To opt-in to the Next-Gen Risk Assessment click Menu > Settings > Early Access and toggle on Next-Gen Risk Assessment. Opting in will make the Next-Gen Risk Assessment your default questionnaire type and, but legacy options are still available for clients and prospects. Any lead-gen links you've generated will move to the Next-Gen workflow once you've opted in.

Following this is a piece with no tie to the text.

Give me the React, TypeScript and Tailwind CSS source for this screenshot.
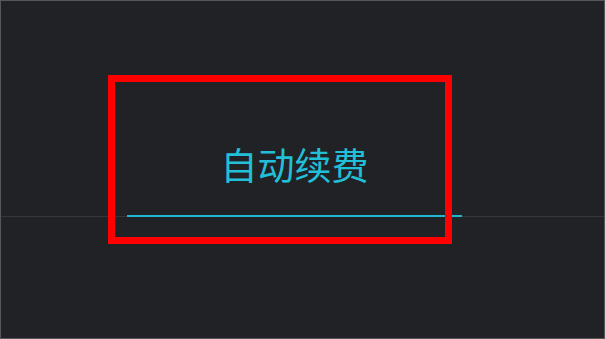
import React from "react";

export default function App() {
  return (
    <div className="relative w-[605px] h-[339px] border border-[#55575b] bg-[#212226] overflow-hidden">
      <div className="mt-[111px] flex border-b border-[#35373b]">
        <div className="ml-[126px] -mb-px w-[335px] h-[105px] flex items-center justify-center border-b-2 border-[#1db8cf]">
          <span
            className="text-[37px] leading-none text-[#22c0d8] pt-[1px]"
            style={{ fontFamily: '"Microsoft YaHei", "Noto Sans CJK SC", sans-serif' }}
          >
            自动续费
          </span>
        </div>
      </div>
      <div className="absolute left-[107px] top-[74px] w-[344px] h-[169px] border-[7px] border-[#ff0000]" />
    </div>
  );
}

Note: If you’re new to Riskalyze or would like a refresher, we recommend reading the Capturing a Risk Number knowledge base article before proceeding further. This article will give you a general understanding of how to access and send the Risk Questionnaire to your clients or prospects.
In This Article:
Investors will begin by answering some fact-finding questions:
- Goals - investors can select from a list of pre-defined goals or enter up to 3 custom goals
- Basic notes on their financial status
- Investment Amount
- Birthdate and Retirement Age
Prior to the risk assessment section, investors will answer two questions designed to gauge their general financial sentiment. These questions ask them how they feel about the market and their financial future and provides key insights to your client’s emotional connection tied to their investments.
Pro Tip: Use Check-ins, our automated behavioral tool, to keep a pulse on your clients between review meetings.
Prospect Theory and behavioral psychology tell us that the pain of loss is at least twice as powerful as the potential pleasure that might be derived from gains. The risk assessment portion focuses on the risk/reward “comfort zone” over the next six months based on the investment amount identified by the investor. This approach coaches and educates the investor in concepts like downside loss potential and the 95% Historical Range™ as they move toward their Risk Number®. At this point, it’s crucial for an investor to be comfortable with the full range of both the upside and downside outcomes presented.*
This question can be a great entry point into having this crucial conversation around investor behavior as investors work to refine their risk tolerance through the next large-loss scenario-focused within the bounds of the initial comfort zone identified earlier.
Investors will continue to choose between risk/reward scenarios and choose between an option to invest within the bounds of their comfort zone or sacrifice some potential upside in favor of a certain outcome. This process fosters a deep dive into the investor’s psyche around how they really feel about risk in relation to their actual investment portfolio.
Once investors are presented with their calculated result, they’ll have the option to fine-tune their final Risk Number up or down before confirming their final result by clicking “Yes That Feels Like Me.”
Once an investor has completed a risk assessment, you’ll want to confirm the Risk Number associated with their client profile by walking through the sets laid out in our Reviewing a Clients Risk Number knowledge base article.
What determines the upside/downside ratio on the Risk/Reward screen?
The upside/downside figures along the slider are actually the same numbers you'd see when selecting a Risk Target. In both instances (slider up/down ratio and 6-month risk range associated with Risk Target Risk Numbers) Riskalyze effectively optimizes a sample portfolio behind the scenes using equity, fixed income, and cash allocations to generate realistic figures. For example, a 6-month range of -10% to +15% might be the product of a 55% equity, 5 % cash, 40% fixed income allocation as optimized in a sample portfolio.